-- Begin --

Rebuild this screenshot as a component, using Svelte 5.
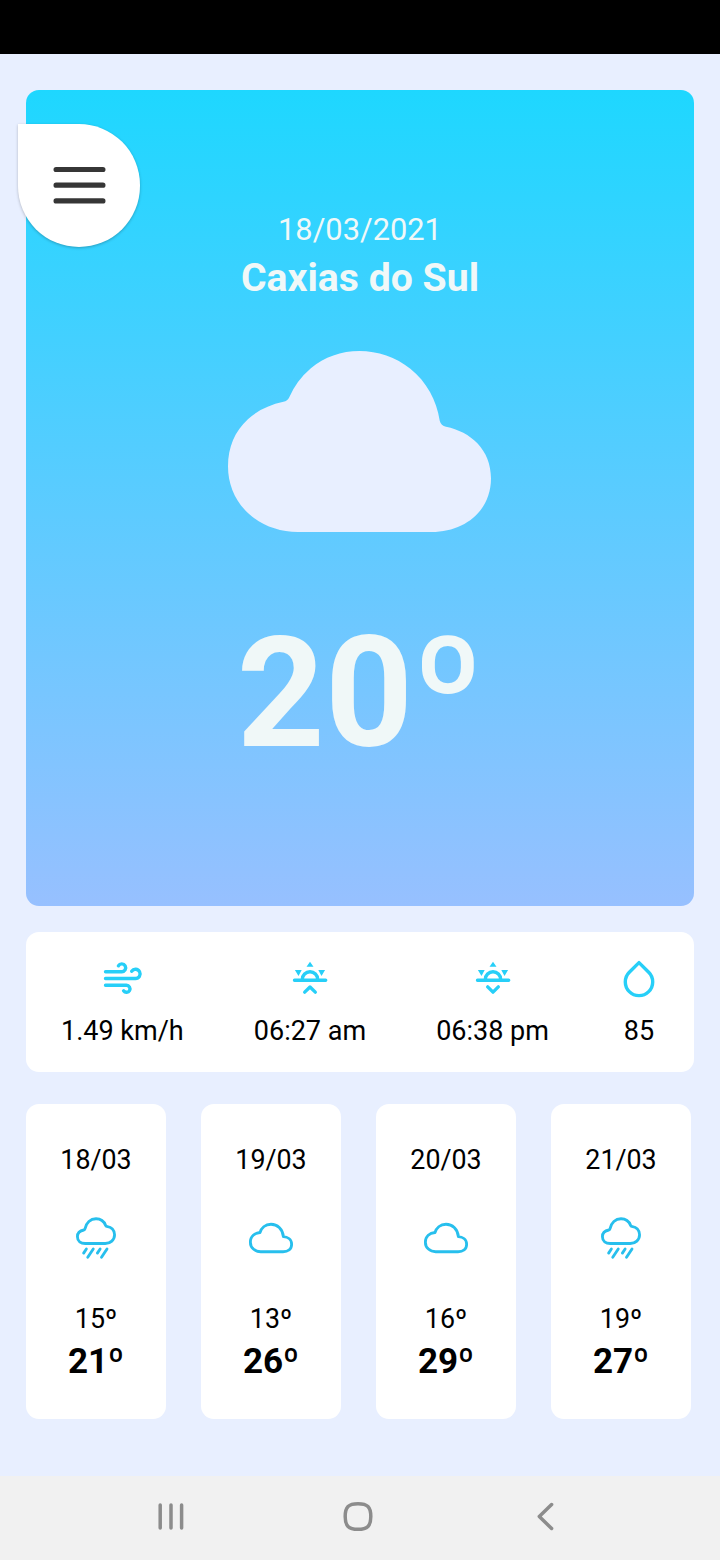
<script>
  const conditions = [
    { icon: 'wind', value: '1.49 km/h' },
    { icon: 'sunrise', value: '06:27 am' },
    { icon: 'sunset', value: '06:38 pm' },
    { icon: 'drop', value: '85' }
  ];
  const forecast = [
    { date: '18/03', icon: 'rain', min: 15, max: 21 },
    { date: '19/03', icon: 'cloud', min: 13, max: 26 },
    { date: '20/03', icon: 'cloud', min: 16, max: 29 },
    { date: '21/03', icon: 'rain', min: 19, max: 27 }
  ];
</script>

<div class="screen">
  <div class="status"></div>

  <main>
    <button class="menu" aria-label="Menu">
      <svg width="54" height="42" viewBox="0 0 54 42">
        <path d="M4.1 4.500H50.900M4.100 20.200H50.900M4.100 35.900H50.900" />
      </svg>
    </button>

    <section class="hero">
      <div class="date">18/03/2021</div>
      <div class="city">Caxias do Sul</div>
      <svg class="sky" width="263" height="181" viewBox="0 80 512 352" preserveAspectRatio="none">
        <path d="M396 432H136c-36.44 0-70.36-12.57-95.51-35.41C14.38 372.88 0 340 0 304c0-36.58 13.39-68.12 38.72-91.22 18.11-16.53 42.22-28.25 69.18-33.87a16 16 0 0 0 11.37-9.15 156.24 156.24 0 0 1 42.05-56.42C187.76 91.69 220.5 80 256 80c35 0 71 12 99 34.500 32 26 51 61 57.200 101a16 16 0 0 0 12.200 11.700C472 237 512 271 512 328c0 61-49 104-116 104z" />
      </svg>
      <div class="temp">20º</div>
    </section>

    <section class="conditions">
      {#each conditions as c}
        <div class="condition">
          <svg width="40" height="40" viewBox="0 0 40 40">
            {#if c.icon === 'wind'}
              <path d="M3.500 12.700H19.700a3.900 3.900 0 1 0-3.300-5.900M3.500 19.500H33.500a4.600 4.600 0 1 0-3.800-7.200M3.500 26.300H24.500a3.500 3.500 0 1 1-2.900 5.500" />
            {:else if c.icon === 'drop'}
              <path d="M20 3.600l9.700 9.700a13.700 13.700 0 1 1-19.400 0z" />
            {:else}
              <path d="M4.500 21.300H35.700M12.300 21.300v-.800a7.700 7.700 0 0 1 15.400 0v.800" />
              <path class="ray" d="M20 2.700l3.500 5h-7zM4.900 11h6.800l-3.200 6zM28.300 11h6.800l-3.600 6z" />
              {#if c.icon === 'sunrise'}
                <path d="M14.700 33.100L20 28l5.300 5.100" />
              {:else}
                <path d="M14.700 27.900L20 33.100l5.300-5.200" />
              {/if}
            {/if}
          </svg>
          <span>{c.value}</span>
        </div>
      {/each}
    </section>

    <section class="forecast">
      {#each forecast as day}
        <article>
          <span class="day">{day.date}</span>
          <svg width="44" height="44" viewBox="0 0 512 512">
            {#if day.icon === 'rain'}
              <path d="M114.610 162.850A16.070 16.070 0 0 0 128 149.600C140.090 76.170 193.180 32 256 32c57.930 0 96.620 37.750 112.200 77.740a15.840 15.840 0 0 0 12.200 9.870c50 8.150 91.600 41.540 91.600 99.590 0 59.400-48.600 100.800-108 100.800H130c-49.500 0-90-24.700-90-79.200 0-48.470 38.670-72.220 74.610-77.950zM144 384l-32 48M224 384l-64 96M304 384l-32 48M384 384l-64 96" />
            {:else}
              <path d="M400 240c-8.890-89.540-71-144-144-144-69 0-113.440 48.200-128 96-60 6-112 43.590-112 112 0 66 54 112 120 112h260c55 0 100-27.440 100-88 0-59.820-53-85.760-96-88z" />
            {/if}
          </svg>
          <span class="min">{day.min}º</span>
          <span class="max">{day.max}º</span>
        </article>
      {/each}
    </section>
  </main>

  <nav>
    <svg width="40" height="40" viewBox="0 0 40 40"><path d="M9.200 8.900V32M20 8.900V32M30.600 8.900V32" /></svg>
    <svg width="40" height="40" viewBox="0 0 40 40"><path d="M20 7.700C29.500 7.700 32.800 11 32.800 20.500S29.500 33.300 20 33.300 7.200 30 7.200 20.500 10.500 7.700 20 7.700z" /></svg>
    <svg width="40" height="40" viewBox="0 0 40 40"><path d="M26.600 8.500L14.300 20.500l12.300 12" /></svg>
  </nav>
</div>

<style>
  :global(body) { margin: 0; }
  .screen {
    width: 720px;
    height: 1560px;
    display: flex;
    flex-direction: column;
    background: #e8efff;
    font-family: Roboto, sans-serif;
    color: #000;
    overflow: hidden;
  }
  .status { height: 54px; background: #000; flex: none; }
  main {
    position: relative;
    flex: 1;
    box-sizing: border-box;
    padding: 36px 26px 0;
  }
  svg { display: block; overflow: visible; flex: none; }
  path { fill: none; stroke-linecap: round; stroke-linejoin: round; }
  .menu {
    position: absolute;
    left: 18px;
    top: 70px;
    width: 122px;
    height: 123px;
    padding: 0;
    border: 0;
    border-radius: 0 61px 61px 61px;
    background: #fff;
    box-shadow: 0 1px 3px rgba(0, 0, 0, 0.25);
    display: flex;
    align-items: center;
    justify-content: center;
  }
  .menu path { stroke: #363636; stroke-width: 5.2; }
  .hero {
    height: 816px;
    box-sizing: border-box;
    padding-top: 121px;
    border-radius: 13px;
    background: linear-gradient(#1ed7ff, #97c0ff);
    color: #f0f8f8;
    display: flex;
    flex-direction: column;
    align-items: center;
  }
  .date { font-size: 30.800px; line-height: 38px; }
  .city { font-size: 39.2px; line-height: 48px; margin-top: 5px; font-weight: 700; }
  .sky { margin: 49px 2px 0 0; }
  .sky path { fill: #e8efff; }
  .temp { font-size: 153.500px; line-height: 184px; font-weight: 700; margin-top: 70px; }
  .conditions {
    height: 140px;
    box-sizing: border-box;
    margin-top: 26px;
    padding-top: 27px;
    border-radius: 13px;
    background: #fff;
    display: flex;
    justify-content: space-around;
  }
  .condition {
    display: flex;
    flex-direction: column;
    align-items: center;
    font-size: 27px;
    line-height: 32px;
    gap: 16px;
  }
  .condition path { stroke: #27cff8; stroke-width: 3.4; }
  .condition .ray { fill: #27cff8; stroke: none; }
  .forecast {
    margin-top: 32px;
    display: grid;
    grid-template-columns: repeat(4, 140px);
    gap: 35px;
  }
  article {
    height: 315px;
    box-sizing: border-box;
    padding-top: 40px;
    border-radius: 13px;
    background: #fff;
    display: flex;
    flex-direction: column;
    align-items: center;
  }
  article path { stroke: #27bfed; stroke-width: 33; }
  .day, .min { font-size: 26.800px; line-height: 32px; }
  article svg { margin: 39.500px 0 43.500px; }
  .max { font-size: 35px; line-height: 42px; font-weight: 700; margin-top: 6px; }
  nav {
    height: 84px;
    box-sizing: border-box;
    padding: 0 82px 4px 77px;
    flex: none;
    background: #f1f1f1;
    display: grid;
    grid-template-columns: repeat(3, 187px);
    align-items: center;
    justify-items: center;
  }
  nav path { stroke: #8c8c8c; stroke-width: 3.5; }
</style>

-- End --

* Stated exercise:
Write out every line above exactly as it is, leaving out the pictures.

* Answer to this problem:
Rebuild this screenshot as a component, using Svelte 5.
<script>
  const conditions = [
    { icon: 'wind', value: '1.49 km/h' },
    { icon: 'sunrise', value: '06:27 am' },
    { icon: 'sunset', value: '06:38 pm' },
    { icon: 'drop', value: '85' }
  ];
  const forecast = [
    { date: '18/03', icon: 'rain', min: 15, max: 21 },
    { date: '19/03', icon: 'cloud', min: 13, max: 26 },
    { date: '20/03', icon: 'cloud', min: 16, max: 29 },
    { date: '21/03', icon: 'rain', min: 19, max: 27 }
  ];
</script>

<div class="screen">
  <div class="status"></div>

  <main>
    <button class="menu" aria-label="Menu">
      <svg width="54" height="42" viewBox="0 0 54 42">
        <path d="M4.1 4.500H50.900M4.100 20.200H50.900M4.100 35.900H50.900" />
      </svg>
    </button>

    <section class="hero">
      <div class="date">18/03/2021</div>
      <div class="city">Caxias do Sul</div>
      <svg class="sky" width="263" height="181" viewBox="0 80 512 352" preserveAspectRatio="none">
        <path d="M396 432H136c-36.44 0-70.36-12.57-95.51-35.41C14.38 372.88 0 340 0 304c0-36.58 13.39-68.12 38.72-91.22 18.11-16.53 42.22-28.25 69.18-33.87a16 16 0 0 0 11.37-9.15 156.24 156.24 0 0 1 42.05-56.42C187.76 91.69 220.5 80 256 80c35 0 71 12 99 34.500 32 26 51 61 57.200 101a16 16 0 0 0 12.200 11.700C472 237 512 271 512 328c0 61-49 104-116 104z" />
      </svg>
      <div class="temp">20º</div>
    </section>

    <section class="conditions">
      {#each conditions as c}
        <div class="condition">
          <svg width="40" height="40" viewBox="0 0 40 40">
            {#if c.icon === 'wind'}
              <path d="M3.500 12.700H19.700a3.900 3.900 0 1 0-3.300-5.900M3.500 19.500H33.500a4.600 4.600 0 1 0-3.800-7.200M3.500 26.300H24.500a3.500 3.500 0 1 1-2.900 5.500" />
            {:else if c.icon === 'drop'}
              <path d="M20 3.600l9.700 9.700a13.700 13.700 0 1 1-19.400 0z" />
            {:else}
              <path d="M4.500 21.300H35.700M12.300 21.300v-.800a7.700 7.700 0 0 1 15.400 0v.800" />
              <path class="ray" d="M20 2.700l3.500 5h-7zM4.900 11h6.800l-3.200 6zM28.300 11h6.800l-3.600 6z" />
              {#if c.icon === 'sunrise'}
                <path d="M14.700 33.100L20 28l5.300 5.100" />
              {:else}
                <path d="M14.700 27.900L20 33.100l5.300-5.200" />
              {/if}
            {/if}
          </svg>
          <span>{c.value}</span>
        </div>
      {/each}
    </section>

    <section class="forecast">
      {#each forecast as day}
        <article>
          <span class="day">{day.date}</span>
          <svg width="44" height="44" viewBox="0 0 512 512">
            {#if day.icon === 'rain'}
              <path d="M114.610 162.850A16.070 16.070 0 0 0 128 149.600C140.090 76.170 193.180 32 256 32c57.930 0 96.620 37.750 112.200 77.740a15.840 15.840 0 0 0 12.200 9.870c50 8.150 91.600 41.540 91.600 99.590 0 59.400-48.600 100.800-108 100.800H130c-49.500 0-90-24.700-90-79.200 0-48.470 38.670-72.220 74.610-77.950zM144 384l-32 48M224 384l-64 96M304 384l-32 48M384 384l-64 96" />
            {:else}
              <path d="M400 240c-8.890-89.540-71-144-144-144-69 0-113.440 48.200-128 96-60 6-112 43.590-112 112 0 66 54 112 120 112h260c55 0 100-27.440 100-88 0-59.820-53-85.760-96-88z" />
            {/if}
          </svg>
          <span class="min">{day.min}º</span>
          <span class="max">{day.max}º</span>
        </article>
      {/each}
    </section>
  </main>

  <nav>
    <svg width="40" height="40" viewBox="0 0 40 40"><path d="M9.200 8.900V32M20 8.900V32M30.600 8.900V32" /></svg>
    <svg width="40" height="40" viewBox="0 0 40 40"><path d="M20 7.700C29.500 7.700 32.800 11 32.800 20.500S29.500 33.300 20 33.300 7.200 30 7.200 20.500 10.500 7.700 20 7.700z" /></svg>
    <svg width="40" height="40" viewBox="0 0 40 40"><path d="M26.600 8.500L14.300 20.500l12.300 12" /></svg>
  </nav>
</div>

<style>
  :global(body) { margin: 0; }
  .screen {
    width: 720px;
    height: 1560px;
    display: flex;
    flex-direction: column;
    background: #e8efff;
    font-family: Roboto, sans-serif;
    color: #000;
    overflow: hidden;
  }
  .status { height: 54px; background: #000; flex: none; }
  main {
    position: relative;
    flex: 1;
    box-sizing: border-box;
    padding: 36px 26px 0;
  }
  svg { display: block; overflow: visible; flex: none; }
  path { fill: none; stroke-linecap: round; stroke-linejoin: round; }
  .menu {
    position: absolute;
    left: 18px;
    top: 70px;
    width: 122px;
    height: 123px;
    padding: 0;
    border: 0;
    border-radius: 0 61px 61px 61px;
    background: #fff;
    box-shadow: 0 1px 3px rgba(0, 0, 0, 0.25);
    display: flex;
    align-items: center;
    justify-content: center;
  }
  .menu path { stroke: #363636; stroke-width: 5.2; }
  .hero {
    height: 816px;
    box-sizing: border-box;
    padding-top: 121px;
    border-radius: 13px;
    background: linear-gradient(#1ed7ff, #97c0ff);
    color: #f0f8f8;
    display: flex;
    flex-direction: column;
    align-items: center;
  }
  .date { font-size: 30.800px; line-height: 38px; }
  .city { font-size: 39.2px; line-height: 48px; margin-top: 5px; font-weight: 700; }
  .sky { margin: 49px 2px 0 0; }
  .sky path { fill: #e8efff; }
  .temp { font-size: 153.500px; line-height: 184px; font-weight: 700; margin-top: 70px; }
  .conditions {
    height: 140px;
    box-sizing: border-box;
    margin-top: 26px;
    padding-top: 27px;
    border-radius: 13px;
    background: #fff;
    display: flex;
    justify-content: space-around;
  }
  .condition {
    display: flex;
    flex-direction: column;
    align-items: center;
    font-size: 27px;
    line-height: 32px;
    gap: 16px;
  }
  .condition path { stroke: #27cff8; stroke-width: 3.4; }
  .condition .ray { fill: #27cff8; stroke: none; }
  .forecast {
    margin-top: 32px;
    display: grid;
    grid-template-columns: repeat(4, 140px);
    gap: 35px;
  }
  article {
    height: 315px;
    box-sizing: border-box;
    padding-top: 40px;
    border-radius: 13px;
    background: #fff;
    display: flex;
    flex-direction: column;
    align-items: center;
  }
  article path { stroke: #27bfed; stroke-width: 33; }
  .day, .min { font-size: 26.800px; line-height: 32px; }
  article svg { margin: 39.500px 0 43.500px; }
  .max { font-size: 35px; line-height: 42px; font-weight: 700; margin-top: 6px; }
  nav {
    height: 84px;
    box-sizing: border-box;
    padding: 0 82px 4px 77px;
    flex: none;
    background: #f1f1f1;
    display: grid;
    grid-template-columns: repeat(3, 187px);
    align-items: center;
    justify-items: center;
  }
  nav path { stroke: #8c8c8c; stroke-width: 3.5; }
</style>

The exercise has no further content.